After all, it’s a matter of life and death.
II. Pain
2. THE DEAD
The gun’s mountain of dead in hard numbers – Honduras – the most dangerous place on earth – the tragedy of three murdered women in a jaundiced street – a visit to the fire-marked morgue of San Pedro Sula – witnessing a journalist’s trade and a nighttime shooting – the secrets of the embalmers’ art
Guns kill, and in vast numbers, because even though we live in a world of nukes and ground-to-air missiles, chemical warfare and mortar rounds, it’s the gun that does the low-level, high-cost damage.1 The gun is the Top Trump of killers, and the numbers killed by gunfire are bloodily incontestable. While dead men might not talk, they do offer some statistical truths.
Global numbers are hard to come by, but estimates from international studies suggest that between 526,0002 and 600,0003 violent deaths happen annually. UN data on homicides show that in areas of high levels of murders, the vast majority of these are with guns – often over 80 per cent of them.4 An assault with a firearm is about twelve times more likely to kill you than being attacked in other intimate ways, like with a knife,5 so taking into account that as many as 90 per cent of deaths in conflicts are from being shot,6 an estimated level of 300,000 homicides with guns every year seems reasonable. Then there are the suicides. The World Health Organization has estimated that 800,000 people kill themselves each year. As one of the leading ways to end it is with a firearm, a figure of 200,000 suicides by firearm a year also seems a reasonable estimate to make.7
This all adds up to about half a million people dying every year from gunfire.

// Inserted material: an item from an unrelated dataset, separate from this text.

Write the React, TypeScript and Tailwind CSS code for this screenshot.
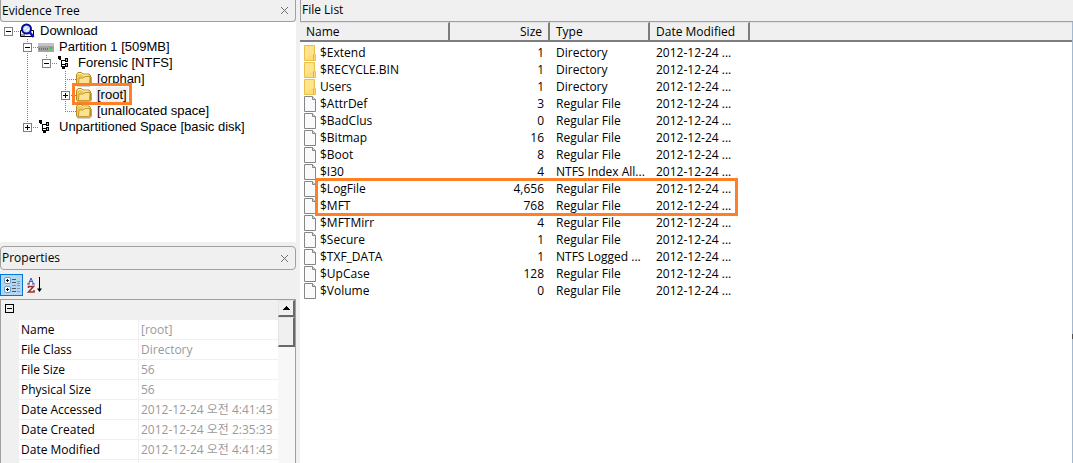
import React from "react";
import { clsx } from "clsx";


type Line = "none" | "through" | "tee" | "end" | "minus" | "minusFirst" | "minusEnd" | "plus" | "plusEnd";

interface TreeNode {
    id: number;
    label: string;
    cells: Line[];
    icon: React.ReactNode;
    marked?: boolean;
}

interface FileRow {
    name: string;
    size: string;
    type: string;
    folder?: boolean;
}


const EvidenceIcon: React.FC = () => (
    <svg width="16" height="16" viewBox="0 0 16 16" aria-hidden="true">
        <path d="M1.500 7.500h13v6h-13z" fill="#fff" stroke="#000" />
        <path d="M2 11h4v2H2z" fill="#9a9a9a" />
        <circle cx="7.500" cy="6" r="4.500" fill="#a9d8ff" stroke="#0a0a96" strokeWidth="2" />
        <path d="M10.500 9l4 5" stroke="#1010c8" strokeWidth="2.500" />
        <path d="M5 6.500L8 3.500M7 8.500l3-3" stroke="#fff" strokeWidth="1.500" />
    </svg>
);

const DriveIcon: React.FC = () => (
    <svg width="16" height="16" viewBox="0 0 16 16" shapeRendering="crispEdges" aria-hidden="true">
        <path d="M0 4h16v9H0z" fill="#a3a3a3" />
        <path d="M0 4h16v3H0z" fill="#c4c4c4" />
        <path d="M1.500 9v2M3.500 9v2M5.500 9v2M7.500 9v2M9.500 9v2" stroke="#707070" />
        <path d="M12 8h2v2h-2z" fill="#00ee00" />
    </svg>
);

const VolumeIcon: React.FC = () => (
    <svg width="16" height="16" viewBox="0 0 16 16" shapeRendering="crispEdges" aria-hidden="true">
        <path d="M1 1h3v3H1zM5 11h3v3H5z" fill="#000" />
        <path d="M2 3h2v2h4v1H5v3h4v1H5v2H4V5H2z" fill="#000" />
        <path d="M8 3h3v4H8zM8 8h3v4H8z" fill="#000" />
        <path d="M9 4h1v2H9zM9 9h1v2H9z" fill="#b8b8b8" />
    </svg>
);

const TreeFolderIcon: React.FC = () => (
    <svg width="16" height="16" viewBox="0 0 16 16" aria-hidden="true">
        <path d="M1 15h13l1.500-1.500V6" fill="none" stroke="#a9a9a9" />
        <path d="M.500 12V3.500l1.500-2h3.500l1.500 1.500H13l1.500 1.500V13l-1 1H1.500l-1-1z" fill="#eec95c" stroke="#b98a1e" />
        <path d="M2.500 13l.5-6h4.500l1.500-1.500h5l-.5 8H2z" fill="#fbe394" stroke="#c99a2c" />
        <path d="M2 3.500l.5-1h3L7 4h5.500" fill="none" stroke="#fff3b8" />
    </svg>
);

const FolderIcon: React.FC = () => (
    <svg width="12" height="16" viewBox="0 0 12 16" aria-hidden="true">
        <path d="M.5.5h10v9h1v6H.5z" fill="#fddc7c" stroke="#e9c148" />
        <path d="M9.500 9.500v6" stroke="#e2b437" />
        <path d="M1 1h8v8L1 13z" fill="#ffe490" />
    </svg>
);

const FileIcon: React.FC = () => (
    <svg width="12" height="16" viewBox="0 0 12 16" aria-hidden="true">
        <path d="M.5.5h8l3 3v12H.5z" fill="#f8fafb" stroke="#868686" />
        <path d="M8.500.5v3h3" fill="#dcdcdc" stroke="#868686" />
    </svg>
);

const CategorizedIcon: React.FC = () => (
    <svg width="16" height="16" viewBox="0 0 16 16" aria-hidden="true">
        <rect x=".5" y=".5" width="6" height="6" rx="1.500" fill="#fff" stroke="#6f9fc4" />
        <rect x=".5" y="9.500" width="6" height="6" rx="1.500" fill="#fff" stroke="#6f9fc4" />
        <path d="M2 3.500h3M3.500 2v3M2 12.500h3M3.500 11v3" stroke="#000" />
        <path d="M8 2.500h4M8 5.500h4M8 11.500h4M8 14.500h4" stroke="#4a5560" />
        <path d="M13 4.500h3M13 6.500h3M13 8.500h3M8 8.500h4M13 11.500h3M13 14.500h3" stroke="#8397a8" />
    </svg>
);

const SortIcon: React.FC = () => (
    <svg width="16" height="16" viewBox="0 0 16 16" aria-hidden="true">
        <path d="M1.500 7L4 1l2.500 6M2.500 4.500h3.500M0 7h3M5 7h3" fill="none" stroke="#3b55b8" />
        <path d="M1.500 11V9.500h5L1.500 15h5.500v-2" fill="none" stroke="#9c2f2f" strokeWidth="1.500" />
        <path d="M12.500 0v13" stroke="#000" />
        <path d="M10 11.500h5L12.500 15z" fill="#000" />
    </svg>
);

// one 19px column of the tree: dotted connectors and the +/- box
const TreeCell: React.FC<{ line: Line }> = ({ line }) => {
    const boxed = line.startsWith("minus") || line.startsWith("plus");
    const up = line !== "none" && line !== "minusFirst";
    const down = line === "through" || line === "tee" || line === "minus" || line === "plus";
    const right = line !== "none" && line !== "through";

    return (
        <svg width="19" height="16" viewBox="0 0 19 16" shapeRendering="crispEdges" className="shrink-0" aria-hidden="true">
            {up && <path d="M8.500 0v8" stroke="#808080" strokeDasharray="1 1" />}
            {down && <path d="M8.500 8v8" stroke="#808080" strokeDasharray="1 1" />}
            {right && <path d="M8 8.500h11" stroke="#808080" strokeDasharray="1 1" />}
            {boxed && <path d="M4.500 4.500h8v8h-8z" fill="#fff" stroke="#808080" />}
            {boxed && <path d="M6 8.500h5" stroke="#000" />}
            {line.startsWith("plus") && <path d="M8.500 6v5" stroke="#000" />}
        </svg>
    );
};

const PanelTitle: React.FC<{ title: string; className?: string }> = ({ title, className }) => (
    <div className={clsx("flex shrink-0 items-center justify-between border-[#a0a0a0] pl-px pr-1", className)}>
        <h2 className="text-[12px] leading-4">{title}</h2>
        <button type="button" aria-label={"Close " + title} className="p-0.5">
            <svg width="9" height="9" viewBox="0 0 9 9" aria-hidden="true">
                <path d="M1 1l7 7M8 1l-7 7" stroke="#6e6e6e" />
            </svg>
        </button>
    </div>
);


const App: React.FC = () => {

    const nodes: TreeNode[] = [
        { id: 1, label: "Download", cells: ["minusFirst"], icon: <EvidenceIcon /> },
        { id: 2, label: "Partition 1 [509MB]", cells: ["none", "minus"], icon: <DriveIcon /> },
        { id: 3, label: "Forensic [NTFS]", cells: ["none", "through", "minusEnd"], icon: <VolumeIcon /> },
        { id: 4, label: "[orphan]", cells: ["none", "through", "none", "tee"], icon: <TreeFolderIcon /> },
        { id: 5, label: "[root]", cells: ["none", "through", "none", "plus"], icon: <TreeFolderIcon />, marked: true },
        { id: 6, label: "[unallocated space]", cells: ["none", "through", "none", "end"], icon: <TreeFolderIcon /> },
        { id: 7, label: "Unpartitioned Space [basic disk]", cells: ["none", "plusEnd"], icon: <VolumeIcon /> },
    ];

    const properties = [
        { label: "Name", value: "[root]" },
        { label: "File Class", value: "Directory" },
        { label: "File Size", value: "56" },
        { label: "Physical Size", value: "56" },
        { label: "Date Accessed", value: "2012-12-24 오전 4:41:43" },
        { label: "Date Created", value: "2012-12-24 오전 2:35:33" },
        { label: "Date Modified", value: "2012-12-24 오전 4:41:43" },
    ];

    const files: FileRow[] = [
        { name: "$Extend", size: "1", type: "Directory", folder: true },
        { name: "$RECYCLE.BIN", size: "1", type: "Directory", folder: true },
        { name: "Users", size: "1", type: "Directory", folder: true },
        { name: "$AttrDef", size: "3", type: "Regular File" },
        { name: "$BadClus", size: "0", type: "Regular File" },
        { name: "$Bitmap", size: "16", type: "Regular File" },
        { name: "$Boot", size: "8", type: "Regular File" },
        { name: "$I30", size: "4", type: "NTFS Index All..." },
        { name: "$LogFile", size: "4,656", type: "Regular File" },
        { name: "$MFT", size: "768", type: "Regular File" },
        { name: "$MFTMirr", size: "4", type: "Regular File" },
        { name: "$Secure", size: "1", type: "Regular File" },
        { name: "$TXF_DATA", size: "1", type: "NTFS Logged ..." },
        { name: "$UpCase", size: "128", type: "Regular File" },
        { name: "$Volume", size: "0", type: "Regular File" },
    ];

    const headCell = "h-5 border-r-2 border-b-2 border-t border-t-[#e3e3e3] border-r-[#7d7d7d] border-b-[#7d7d7d] bg-[#f0f0f0] px-1.5 font-normal leading-4";


    return (
        <div className="flex h-screen overflow-hidden bg-[#f0f0f0] font-['Open_Sans','Noto_Sans_CJK_KR',sans-serif] text-[12px] text-black">

            <aside className="mr-1 flex w-[296px] shrink-0 flex-col">
                <PanelTitle title="Evidence Tree" className="h-[22px] rounded-b-sm border-x border-b" />

                <ul className="h-[220px] shrink-0 bg-white pt-px font-['Liberation_Sans',sans-serif] text-[13px] leading-4">
                    {nodes.map(({ id, label, cells, icon, marked }) => (
                        <li key={id} className="flex h-4">
                            {cells.map((line, i) => (
                                <TreeCell key={i} line={line} />
                            ))}
                            <div className="relative flex">
                                {icon}
                                <span className={clsx("ml-1 px-px", marked && "bg-[#f0f0f0]")}>{label}</span>
                                {marked && <div className="absolute -inset-x-1 -top-1 -bottom-0.5 border-3 border-[#ff7f27]" />}
                            </div>
                        </li>
                    ))}
                </ul>

                <PanelTitle title="Properties" className="mt-1 h-6 rounded-sm border" />

                <div className="flex h-[29px] shrink-0 items-start pt-1">
                    <button type="button" aria-label="Categorized" className="flex h-[22px] w-[23px] items-center justify-center border border-[#0078d7] bg-[#b3d7f3]">
                        <CategorizedIcon />
                    </button>
                    <button type="button" aria-label="Alphabetical" className="flex h-[22px] w-[23px] items-center justify-center">
                        <SortIcon />
                    </button>
                </div>

                <div className="flex min-h-0 flex-1 overflow-hidden border-x border-t border-[#a0a0a0]">
                    <div className="min-w-0 flex-1">
                        <div className="flex h-5 items-center pl-1">
                            <button type="button" aria-label="Collapse category" className="-mt-1">
                                <svg width="9" height="9" viewBox="0 0 9 9" shapeRendering="crispEdges" aria-hidden="true">
                                    <path d="M.5.5h8v8h-8zM2 4.500h5" fill="none" stroke="#000" />
                                </svg>
                            </button>
                        </div>
                        <div className="pl-[18px]">
                            <table className="w-full table-fixed border-separate border-spacing-0">
                                <tbody>
                                    {properties.map(({ label, value }) => (
                                        <tr key={label}>
                                            <th scope="row" className="h-5 w-[120px] border-r border-b border-[#f0f0f0] bg-white pl-0.5 text-left font-normal leading-4">{label}</th>
                                            <td className="h-5 overflow-hidden border-b border-[#f0f0f0] bg-white pl-0.5 leading-4 whitespace-nowrap text-[#9a9a9a]">{value}</td>
                                        </tr>
                                    ))}
                                    <tr>
                                        <td className="h-5 border-r border-[#f0f0f0] bg-white" />
                                        <td className="h-5 bg-white" />
                                    </tr>
                                </tbody>
                            </table>
                        </div>
                    </div>
                    <div className="flex w-[17px] shrink-0 flex-col bg-[#f7f7f7]">
                        <button type="button" aria-label="Scroll up" className="flex h-[17px] items-center justify-center border border-r-2 border-b-2 border-[#e3e3e3] border-r-[#696969] border-b-[#696969] bg-[#f0f0f0]">
                            <svg width="7" height="4" viewBox="0 0 7 4" shapeRendering="crispEdges" aria-hidden="true">
                                <path d="M3 0h1v1h1v1h1v1h1v1H0V3h1V2h1V1h1z" fill="#000" />
                            </svg>
                        </button>
                        <div className="h-[30px] border border-r-2 border-b-2 border-[#e3e3e3] border-r-[#696969] border-b-[#696969] bg-[#f0f0f0]" />
                    </div>
                </div>
            </aside>

            <main className="flex min-w-0 flex-1 flex-col">
                <div className="h-[22px] shrink-0 border-b border-l border-[#a0a0a0] pl-px">
                    <h2 className="leading-5">File List</h2>
                </div>

                <div className="relative flex-1 border-r border-[#a3b8d1] bg-white">
                    <table className="w-full table-fixed border-separate border-spacing-0">
                        <colgroup>
                            <col className="w-[150px]" />
                            <col className="w-[100px]" />
                            <col className="w-[100px]" />
                            <col className="w-[100px]" />
                            <col />
                        </colgroup>
                        <thead>
                            <tr>
                                <th className={clsx(headCell, "text-left")}>Name</th>
                                <th className={clsx(headCell, "text-right")}>Size</th>
                                <th className={clsx(headCell, "text-left")}>Type</th>
                                <th className={clsx(headCell, "text-left")}>Date Modified</th>
                                <td className="border-t border-b-2 border-t-[#e3e3e3] border-b-[#7d7d7d] bg-[#f0f0f0]" />
                            </tr>
                        </thead>
                        <tbody className="before:block before:h-0.5">
                            {files.map(({ name, size, type, folder }) => (
                                <tr key={name} className="whitespace-nowrap leading-4">
                                    <td className="h-[17px] pl-1">
                                        <div className="flex items-center gap-1">
                                            {folder ? <FolderIcon /> : <FileIcon />}
                                            {name}
                                        </div>
                                    </td>
                                    <td className="pr-1.5 text-right">{size}</td>
                                    <td className="pl-1.5">{type}</td>
                                    <td className="pl-1.5">2012-12-24 ...</td>
                                    <td />
                                </tr>
                            ))}
                        </tbody>
                    </table>
                    <div className="pointer-events-none absolute top-[156px] left-[15px] h-[38px] w-[423px] border-3 border-[#ff7f27]" />
                    {/* splitter grip on the window edge */}
                    <div className="absolute top-[312px] -right-px h-[5px] w-px bg-[#505050]" />
                </div>
            </main>

        </div>
    );
};

export default App;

The type of deaths from guns, clearly, differs from country to country. If you live in the US or Canada, suicides account for the majority of gun deaths. In countries such as Brazil, Mexico, Colombia or Albania the majority of gun deaths are homicide. Eastern Europe and southern Africa have lots of murder, but not many by firearm. Southern Europe and northern Africa don’t have many murders, but when they do, it’s much more likely to be with a gun.